Reason

The Luddites’ Veto

NO SENSIBLE PERSON could favor irresponsible research and innovation. So RRI—“responsible research and innovation”—may sound like an innocuous idea. As it takes hold in Europe, though, the term has clearly become a cover for what amounts to a Luddites’ veto. Now the notion is percolating among American academics. If it finds its way to the halls of state, RRI would dramatically slow technological progress and perhaps even bring it to a grinding halt.

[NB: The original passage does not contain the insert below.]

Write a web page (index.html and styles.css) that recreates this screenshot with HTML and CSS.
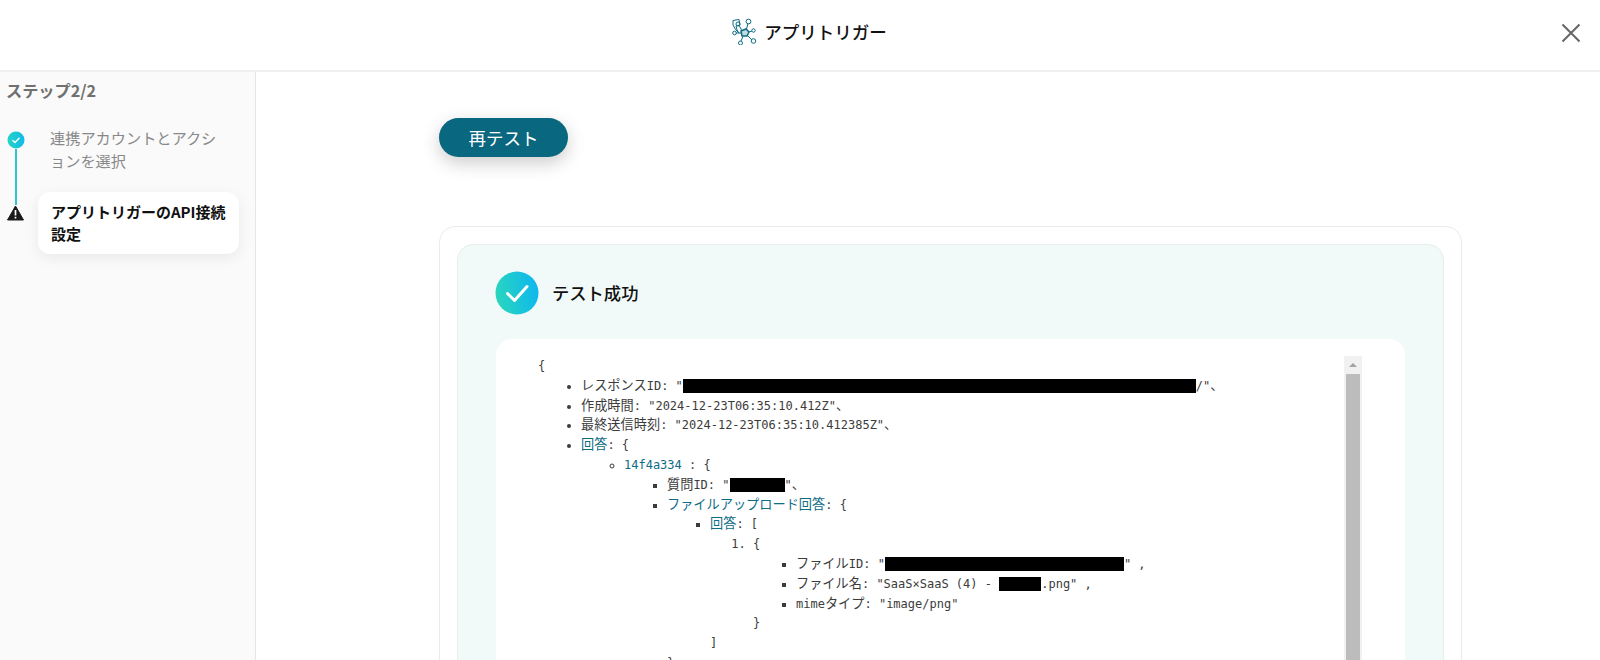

That wouldn’t be an unexpected byproduct. Several RRI proponents have explicitly argued for “slow innovation,” even “responsible stagnation.” One of them—Bernd Carsten Stahl, a professor of critical research in technology at De Montfort University in the United Kingdom—has even compared technological breakthroughs to a pandemic. “We should ask whether emerging technologies can and will be perceived as a threat of a similar level as the current threat of the Covid virus,” he wrote in 2020. If so, he added, they would require “radical intervention.”

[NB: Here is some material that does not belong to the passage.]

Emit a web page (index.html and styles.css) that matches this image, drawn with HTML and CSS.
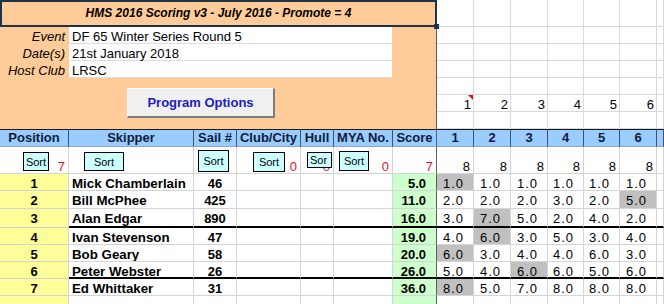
FILE: index.html
```html
<!DOCTYPE html>
<html lang="en">
<head>
    <meta charset="UTF-8">
    <meta name="viewport" content="width=device-width, initial-scale=1.0">
    <title>HMS 2016 Scoring</title>
    <link rel="stylesheet" href="styles.css">
</head>
<body>

    <div class="top">
        <div class="panel">
            <div class="title">HMS 2016 Scoring v3 - July 2016 - Promote = 4</div>
            <div class="info">
                <div class="label">Event</div><div class="value">DF 65 Winter Series Round 5</div>
                <div class="label">Date(s)</div><div class="value">21st January 2018</div>
                <div class="label">Host Club</div><div class="value">LRSC</div>
            </div>
            <button class="options">Program Options</button>
        </div>

        <div class="blank">
            <div></div><div></div><div></div><div></div><div></div><div></div><div></div>
            <div></div><div></div><div></div><div></div><div></div><div></div><div></div>
            <div></div><div></div><div></div><div></div><div></div><div></div><div></div>
            <div></div><div></div><div></div><div></div><div></div><div></div><div></div>
            <div></div><div></div><div></div><div></div><div></div><div></div><div></div>
            <div class="num note">1</div><div class="num">2</div><div class="num">3</div><div class="num">4</div><div class="num">5</div><div class="num">6</div><div></div>
            <div></div><div></div><div></div><div></div><div></div><div></div><div></div>
        </div>
    </div>

    <div class="row head">
        <div>Position</div><div>Skipper</div><div>Sail #</div><div>Club/City</div><div>Hull</div><div>MYA No.</div><div>Score</div>
        <div>1</div><div>2</div><div>3</div><div>4</div><div>5</div><div>6</div><div></div>
    </div>

    <div class="row sorts">
        <div><button class="sort s-pos">Sort</button><span class="count">7</span></div>
        <div><button class="sort s-skip">Sort</button></div>
        <div><button class="sort s-sail">Sort</button></div>
        <div><button class="sort s-club">Sort</button><span class="count">0</span></div>
        <div><button class="sort s-hull"><span>Sort</span></button><span class="count">0</span></div>
        <div><button class="sort s-mya">Sort</button><span class="count">0</span></div>
        <div><span class="count">7</span></div>
        <div>8</div><div>8</div><div>8</div><div>8</div><div>8</div><div>8</div><div></div>
    </div>

    <div class="row data">
        <div class="pos">1</div><div class="name">Mick Chamberlain</div><div class="sail">46</div><div></div><div></div><div></div><div class="score">5.0</div>
        <div class="r drop">1.0</div><div class="r">1.0</div><div class="r">1.0</div><div class="r">1.0</div><div class="r">1.0</div><div class="r">1.0</div><div></div>
    </div>
    <div class="row data tall">
        <div class="pos">2</div><div class="name">Bill McPhee</div><div class="sail">425</div><div></div><div></div><div></div><div class="score">11.0</div>
        <div class="r">2.0</div><div class="r">2.0</div><div class="r">2.0</div><div class="r">3.0</div><div class="r">2.0</div><div class="r drop">5.0</div><div></div>
    </div>
    <div class="row data split first">
        <div class="pos">3</div><div class="name">Alan Edgar</div><div class="sail">890</div><div></div><div></div><div></div><div class="score">16.0</div>
        <div class="r">3.0</div><div class="r drop">7.0</div><div class="r">5.0</div><div class="r">2.0</div><div class="r">4.0</div><div class="r">2.0</div><div></div>
    </div>
    <div class="row data">
        <div class="pos">4</div><div class="name">Ivan&nbsp;Stevenson</div><div class="sail">47</div><div></div><div></div><div></div><div class="score">19.0</div>
        <div class="r">4.0</div><div class="r drop">6.0</div><div class="r">3.0</div><div class="r">5.0</div><div class="r">3.0</div><div class="r">4.0</div><div></div>
    </div>
    <div class="row data">
        <div class="pos">5</div><div class="name">Bob Geary</div><div class="sail">58</div><div></div><div></div><div></div><div class="score">20.0</div>
        <div class="r drop">6.0</div><div class="r">3.0</div><div class="r">4.0</div><div class="r">4.0</div><div class="r">6.0</div><div class="r">3.0</div><div></div>
    </div>
    <div class="row data split">
        <div class="pos">6</div><div class="name">Peter Webster</div><div class="sail">26</div><div></div><div></div><div></div><div class="score">26.0</div>
        <div class="r">5.0</div><div class="r">4.0</div><div class="r drop">6.0</div><div class="r">6.0</div><div class="r">5.0</div><div class="r">6.0</div><div></div>
    </div>
    <div class="row data">
        <div class="pos">7</div><div class="name">Ed Whittaker</div><div class="sail">31</div><div></div><div></div><div></div><div class="score">36.0</div>
        <div class="r drop">8.0</div><div class="r">5.0</div><div class="r">7.0</div><div class="r">8.0</div><div class="r">8.0</div><div class="r">8.0</div><div></div>
    </div>
    <div class="row data tail">
        <div class="pos"></div><div></div><div></div><div></div><div></div><div></div><div class="score"></div>
        <div></div><div></div><div></div><div></div><div></div><div></div><div></div>
    </div>

</body>
</html>
```

FILE: styles.css
```css
body
{
    margin: 0;
    width: 664px;
    height: 304px;
    overflow: hidden;
    background-color: white;
    color: black;
    font-family: "Liberation Sans", Arial, sans-serif;
    font-size: 13px;
}

/* ---- top block: orange panel + empty sheet cells ---- */

.top
{
    display: grid;
    grid-template-columns: 437px 227px;
    height: 129px;
}

.panel
{
    background-color: #ffcc99;
    border-right: 1px solid #5c5c5c;
}

.title
{
    position: relative;
    height: 27px;
    margin-right: -1px;
    box-sizing: border-box;
    border: 2px solid #1f3346;
    text-align: center;
    font-size: 12px;
    font-weight: bold;
    font-style: italic;
    line-height: 23px;
}
.title::after
{
    content: "";
    position: absolute;
    right: -4px;
    bottom: -4px;
    width: 5px;
    height: 5px;
    background-color: #1f3346;
}

.info
{
    display: grid;
    grid-template-columns: 69px 323px;
    grid-auto-rows: 17px;
}
.label
{
    font-style: italic;
    text-align: right;
    padding: 3px 4px 0 0;
    line-height: 14px;
}
.value
{
    background-color: white;
    padding: 3px 0 0 3px;
    line-height: 14px;
    border-bottom: 1px solid #dedede;
}

.options
{
    display: block;
    width: 148px;
    height: 30px;
    margin: 10px 0 0 127px;
    padding: 0;
    box-sizing: border-box;
    background-color: #f0f0f0;
    border: 1px solid #fbfbfb;
    border-right: 2px solid #7c7c7c;
    border-bottom: 2px solid #7c7c7c;
    color: #1c1cc6;
    font-family: "Liberation Sans", Arial, sans-serif;
    font-size: 13px;
    font-weight: bold;
}

.blank
{
    display: grid;
    grid-template-columns: 37px 37px 37px 36px 36px 37px 7px;
    grid-template-rows: 27px repeat(6, 17px);
}
.blank > div
{
    border-right: 1px solid #d9d9d9;
    border-bottom: 1px solid #d9d9d9;
}
.num
{
    position: relative;
    text-align: right;
    padding: 3px 2px 0 0;
    line-height: 14px;
}
.note::after
{
    content: "";
    position: absolute;
    top: 0;
    right: 0;
    border-left: 5px solid transparent;
    border-top: 5px solid #e01010;
}

/* ---- sheet rows ---- */

.row
{
    display: grid;
    grid-template-columns: 69px 125px 43px 64px 33px 59px 44px 37px 37px 37px 36px 36px 37px 7px;
}
.row > div
{
    box-sizing: border-box;
    border-right: 1px solid #d4d4d4;
    border-bottom: 1px solid #d4d4d4;
    white-space: nowrap;
    overflow: hidden;
}
.row > div:nth-child(7)
{
    border-right-color: #5e5e5e;
}

.head
{
    height: 18px;
}
.head > div
{
    background-color: #99ccff;
    border-top: 1px solid #1a1a1a;
    border-right-color: #41506c;
    border-bottom-color: #8aa6c4;
    color: #111a3c;
    text-align: center;
    font-weight: bold;
    line-height: 16px;
}

.sorts
{
    height: 27px;
}
.sorts > div
{
    position: relative;
    text-align: right;
    padding: 13px 3px 0 0;
    line-height: 14px;
}
.count
{
    color: #e3141e;
}

.sort
{
    position: absolute;
    top: 5px;
    height: 19px;
    padding: 0;
    box-sizing: border-box;
    background-color: #ccffff;
    border: 1px solid black;
    color: black;
    font-family: "Liberation Sans", Arial, sans-serif;
    font-size: 11px;
}
.s-pos  { left: 23px; width: 26px; }
.s-skip { left: 15px; width: 40px; }
.s-sail { left: 4px; top: 3px; width: 31px; height: 22px; }
.s-club { left: 16px; width: 32px; height: 20px; }
.s-hull { left: 6px; width: 25px; height: 16px; text-align: left; padding-left: 2px; }
.s-hull span
{
    display: block;
    width: 17px;
    overflow: hidden;
}
.s-mya  { left: 5px; top: 4px; width: 30px; height: 20px; }

.data
{
    height: 17px;
}
.data.tall
{
    height: 18px;
}
.data > div
{
    padding-top: 3px;
    line-height: 14px;
}
.split.first
{
    height: 19px;
}
.split > div:not(.pos)
{
    border-bottom: 2px solid black;
}
.tail
{
    height: 12px;
}

.pos
{
    background-color: #ffff99;
    text-align: center;
    font-weight: bold;
}
.name
{
    padding-left: 3px;
    font-weight: bold;
    font-size: 13.3px;
}
.sail
{
    text-align: center;
    font-weight: bold;
}
.score
{
    background-color: #ccffcc;
    text-align: right;
    padding-right: 10px;
    font-weight: bold;
}
.r
{
    text-align: right;
    padding-right: 9px;
    letter-spacing: 1px;
}
.drop
{
    background-color: #c0c0c0;
}
```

AN OVERABUNDANCE OF CAUTION

BEFORE WE EXPLORE RRI, we should take a look at its precursor, a pernicious notion known as the precautionary principle. This concept is often summarized as “better safe than sorry”—but there’s a bit more to it than that.

In 1998, a group of environmentalists meeting at the Wingspread retreat center in Wisconsin hammered out the now more or less canonical version of the precautionary principle: “When an activity raises threats of harm to human health or the environment, precautionary measures should be taken even if some cause and effect relationships are not fully established scientifically.” The so-called Wingspread Statement explicitly shifts the burden of proof, so that anyone proposing a new activity cannot proceed without showing that it will not—or, at least, is very unlikely to—cause significant harm. This amounts to a demand for trials without error.

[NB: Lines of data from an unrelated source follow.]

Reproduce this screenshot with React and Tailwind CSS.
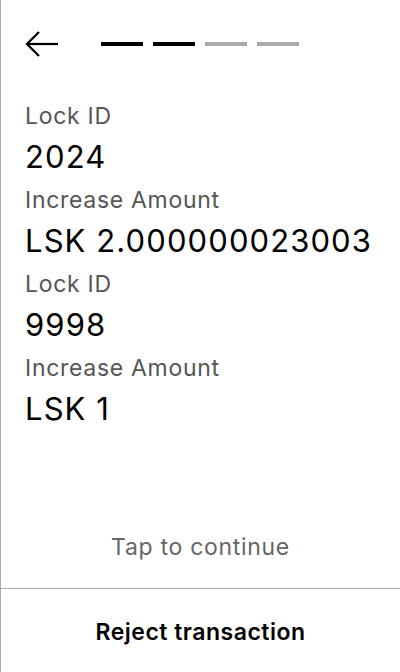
export default function App() {
  const rows = [
    { label: 'Lock ID', value: '2024' },
    { label: 'Increase Amount', value: 'LSK 2.000000023003' },
    { label: 'Lock ID', value: '9998' },
    { label: 'Increase Amount', value: 'LSK 1' },
  ];
  const steps = [true, true, false, false];

  return (
    <div
      className="w-[400px] h-[672px] bg-white border-l border-[#aaaaaa] flex flex-col text-black"
      style={{ fontFamily: 'Inter, "Noto Sans", sans-serif' }}
    >
      <div className="flex items-center h-[86px] pl-[24px] pt-[1px]">
        <svg width="34" height="28" viewBox="0 0 34 28" fill="none" stroke="#000" strokeWidth="2.2">
          <path d="M33 14H2" />
          <path d="M14 2L2 14l12 12" />
        </svg>
        <div className="flex gap-[10px] ml-[42px]">
          {steps.map((done, i) => (
            <div key={i} className={`w-[42px] h-[4px] ${done ? 'bg-black' : 'bg-[#aaaaaa]'}`} />
          ))}
        </div>
      </div>

      <div className="px-[24px] pt-[11px]">
        {rows.map((r, i) => (
          <div key={i} className="mb-[2px]">
            <div className="text-[23px] leading-[38px] tracking-[0.7px] text-[#555555]">{r.label}</div>
            <div className="text-[31px] leading-[44px] tracking-[1.1px]">{r.value}</div>
          </div>
        ))}
      </div>

      <div className="flex-1" />
      <div className="text-center text-[23px] tracking-[0.7px] text-[#666666] pb-[24px]">Tap to continue</div>
      <div className="border-t border-[#aaaaaa] h-[84px] pt-[4px] flex items-center justify-center">
        <span className="text-[23px] tracking-[0.5px] font-semibold">Reject transaction</span>
      </div>
    </div>
  );
}
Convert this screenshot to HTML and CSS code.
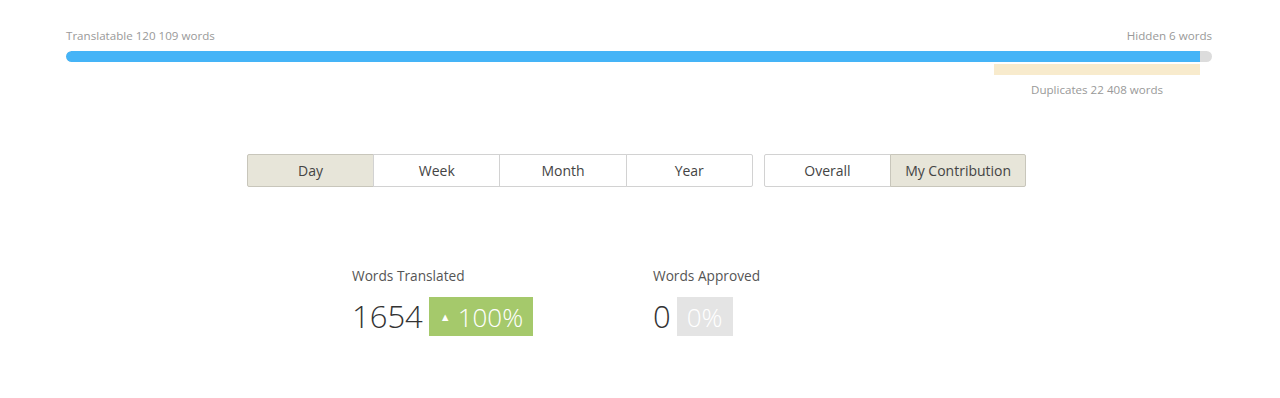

Political scientist Aaron Wildavsky anticipated how such an idea would actually end up doing more harm. “An indirect implication of trial without error is that if trying new things is made more costly, there will be fewer departures from past practice; this very lack of change may itself be dangerous in forgoing chances to reduce existing hazards,” he wrote in his 1988 book Searching for Safety. “Existing hazards will continue to cause harm if we fail to reduce them by taking advantage of the opportunity to benefit from repeated trials.”

But as misguided as it is, the precautionary principle is at least focused on preventing harms to health and the environment. In, three responsible research and innovation boosters—Richard Owen, René von Schomberg, and Phil Macnaghten—called RRI “a move from risk governance to innovation governance.” Two more proponents, Stevienna de Saille and Fabien Medvecky, put it more plainly in 2016: RRI, they wrote, focuses not just on an innovation’s health and environmental impact but its “impact on values, morals and social relations.”